Planned for service with Tranche 3A aircraft, the Captor-E radar has yet to receive production funding, but development is in full swing. “We are cracking on as industry with the full-scale development,” reported Bob Mason, Selex Galileo’s senior v-p marketing and sales for radar and advanced targeting. “Hardware is now coming together and we will deliver the radar in the second quarter of next year.”
Partner nations are yet to decide on the way forward for Captor-E beyond the current development activity. “We’re still in discussion with the nations as to what they are going to do,” said Mason, “but I believe things are starting to narrow down. Those that have got money will join the program at some stage. The program hasn’t stopped. It hasn’t been delayed by the prevarication of the nations. The aim is to get it flying [in a Typhoon] next year, and it will.”
In the meantime, Selex Galileo is also involved in a UK-only technology demonstration program known as Bright Adder. No details have been publicly released about this e-scan radar, but it could provide an option for the RAF’s Typhoons. Bright Adder is understood to offer advanced features that are of particular interest to the RAF, such as an electronic attack function.
As well as its involvement in the Typhoon program, Selex Galileo is providing the ES-05 Raven e-scan radar for the Saab Gripen E/F, which has been selected by Sweden and Switzerland. Raven was evolved from the company’s Vixen 1000E, and a development radar with a fixed antenna was earlier flown in the Gripen Demo in support of Saab’s bid for the Indian MMRCA fighter requirement.
Raven has been developed considerably in the meantime. It is in a production-ready configuration that is at least “two generations” beyond the fixed antenna radar, according to Selex Galileo. The first radar set has undergone final roof-testing at the company’s Crewe Toll facility in Edinburgh and is now fitted in the Gripen NG demonstrator. Flight trials will get under way immediately after the show.
Both Captor-E and Raven employ mechanical repositioners to alter the antenna’s field of regard. A fixed e-scan antenna has a look angle of roughly 60-degree off-boresight, but the repositioner allows the radar to scan across the entire forward hemisphere, and even beyond the 90-degree “3-9 line.” This offers significant tactical benefits, including the ability to undertake 90-degree “f-pole” maneuvers during beyond-visual-range missile engagements.

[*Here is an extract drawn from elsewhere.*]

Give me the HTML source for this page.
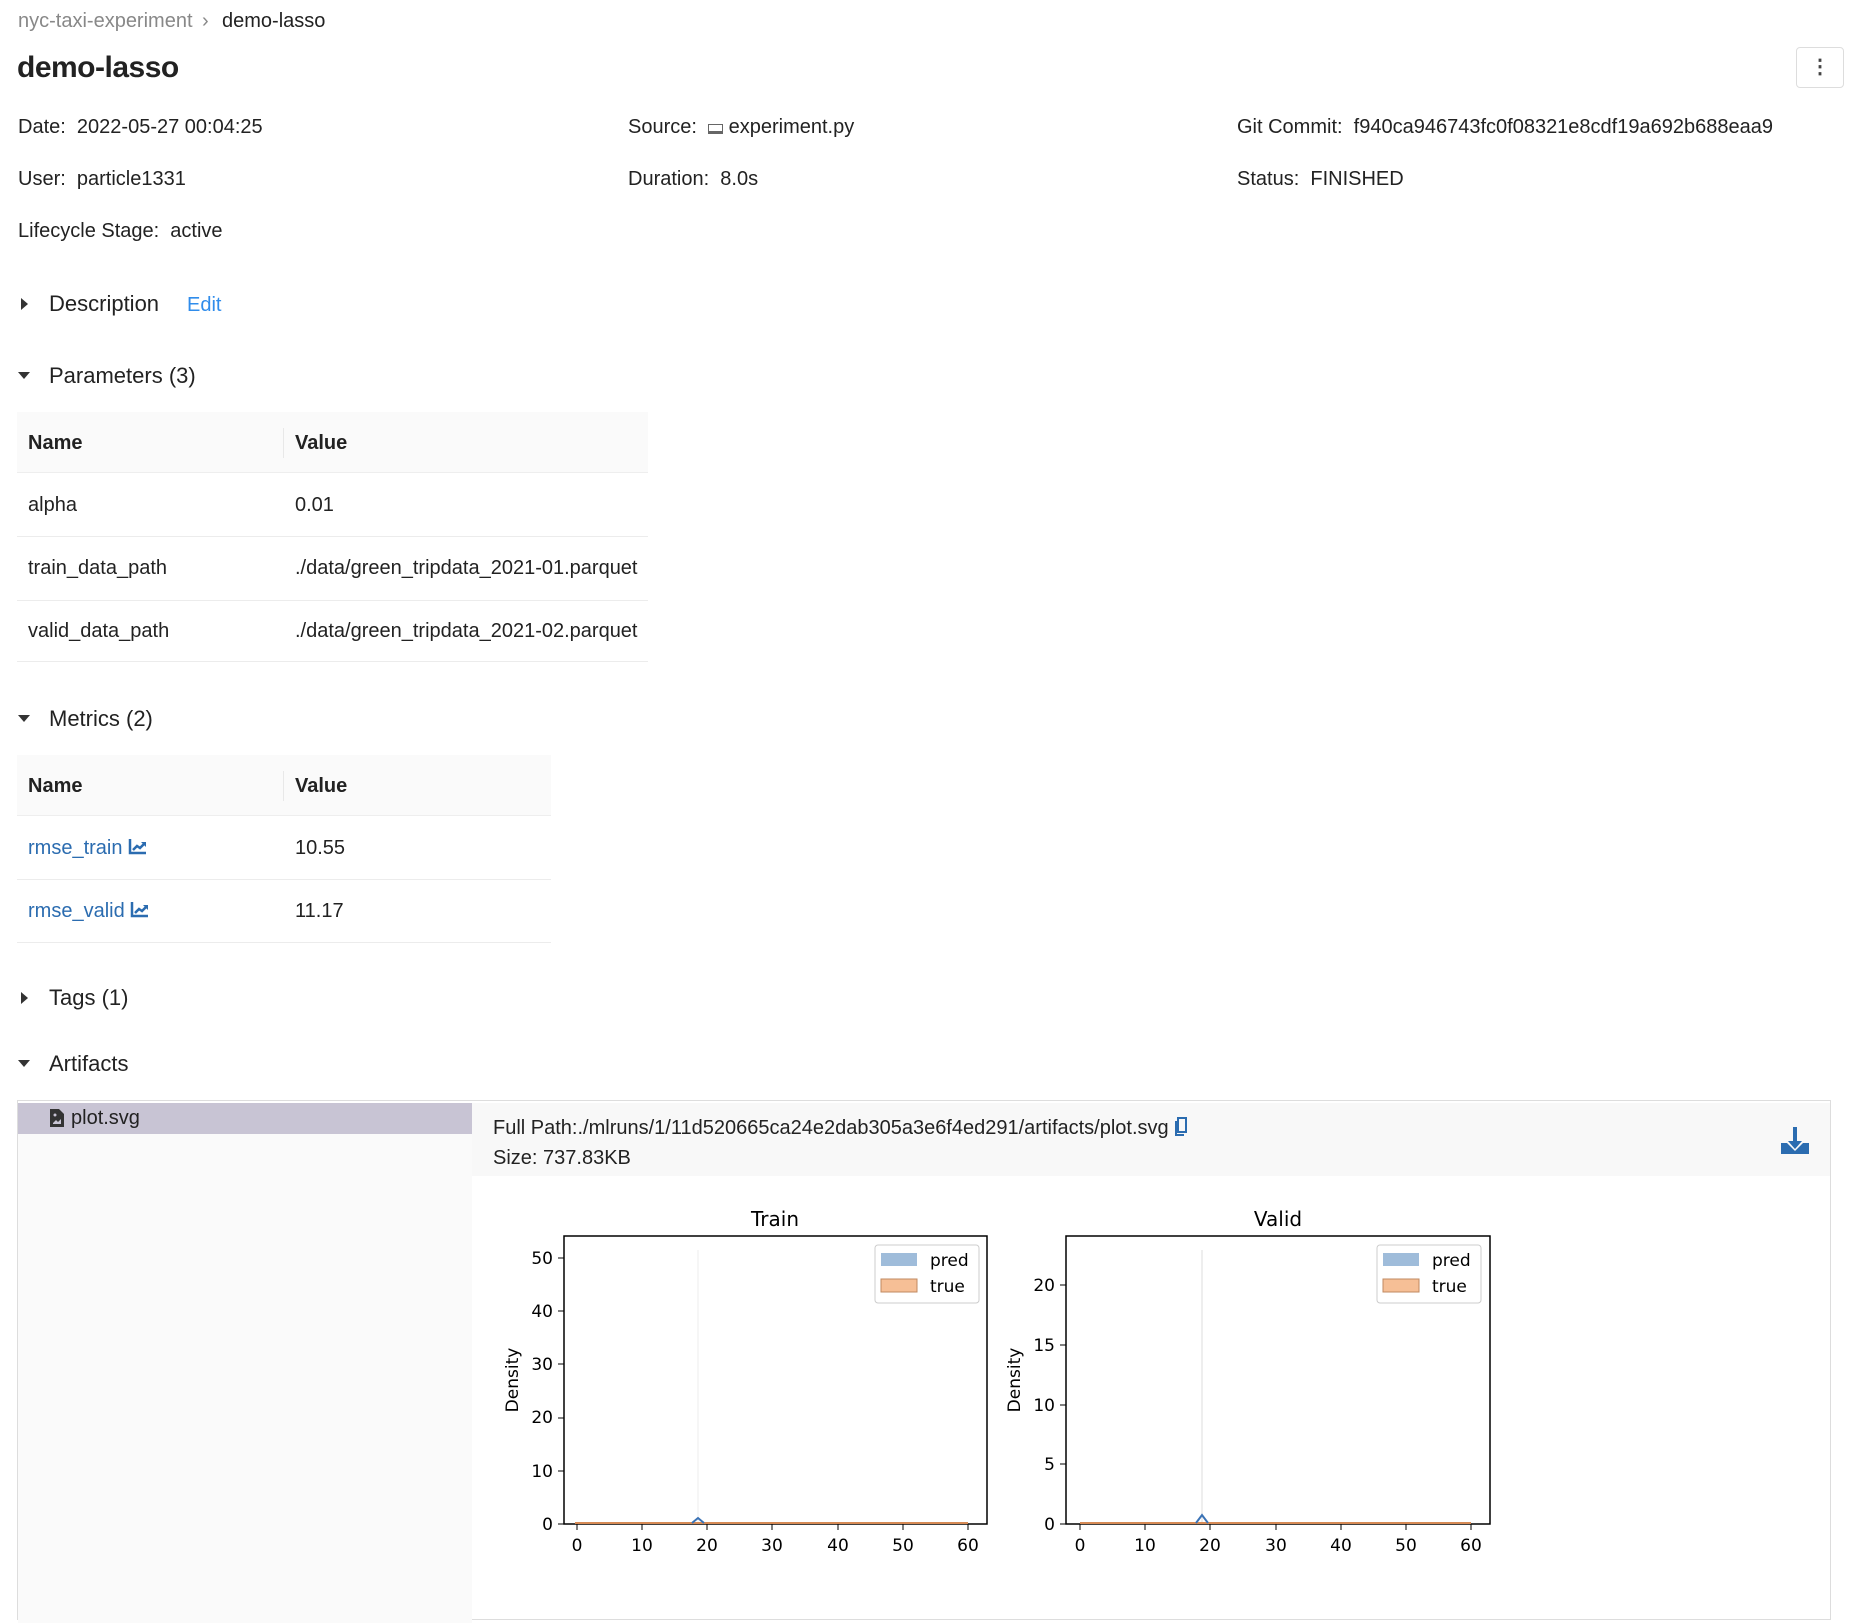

Captor-E and Raven employ different methods of antenna repositioning, however. The Captor radar’s antenna is mounted on two angled swashplates that rotate in combination or opposition to reposition the antenna. This arrangement avoids any rotation of the antenna, so the polarity of the embedded IFF (identification friend or foe) antennas is maintained.
Advanced IFF
By contrast, the Raven employs an angled antenna mounted on what is, in effect, a rotating drum. This offers significant advantages, but has also required the solving of some technological hurdles. One of them is the development of a sophisticated 360-degree joint, derived from the oil industry that allows the passage of radio frequency signal, power and coolant through it as the drum mounting rotates.
Because the antenna rotates, it cannot mount IFF aerials, as they would change polarity with the rotation. To overcome this issue Selex Galileo has devised the SIT426 active e-scan Mode 5/S IFF system, which it claims is the most advanced in the world. It is the first IFF to use conformal e-scan arrays, three of which are mounted around the fixed portion of the nose behind the rotating antenna.
This arrangement poses its own issues, such as the requirement to sensor-fuse data from the radar and IFF to ensure accurate alignment between the two. In the Captor-E the radar and IFF share the same antenna, so do not require data fusion. In the Gripen installation, however, the fact that the IFF is separate allows it to work in close conjunction with other sensors, such as infrared search-and-track and electronic support measures.
The biggest advantage of the system is its field of regard, which easily matches that of the radar. The side-facing arrays allow aircraft to be interrogated from a parallel track, which is of particular use in a cross-border air defense scenario and is something of which more traditional IFF installations are incapable.
Advanced E-scan for Surveillance
Selex Galileo has achieved notable success with its e-scan surveillance radars. The Seaspray is fitted to the U.S. Coast Guard’s HC-130 Hercules, and been selected for King Air 350ER multi-role enforcement aircraft. In the UK it is installed in the Lynx Wildcat. On April 4 a Seaspray 7500E radar made its first flight installed in a General Atomics Predator B as part of an SPCD (sovereign payload capability demonstration), later undertaking a successful display of its capabilities to an international audience.
Selex Galileo has a number of e-scan developments under way, including installing a Sespray 5000 into the low-cost Tecnam patrol aircraft being offered by Indra. A Seaspray is also fitted to the “Caledonian Vixen” Cessna Caravan II aircraft on show here, which the company uses as a demonstrator. The company revealed it is now working on a new-generation Seaspray with a small conformal flat-panel array that could appear around 2015/16.
PicoSAR is another Selex Galileo product that has attracted a lot of attention. This is a compact X-band SAR/GMTI radar that is ideal for light aircraft, helicopter and UAV applications.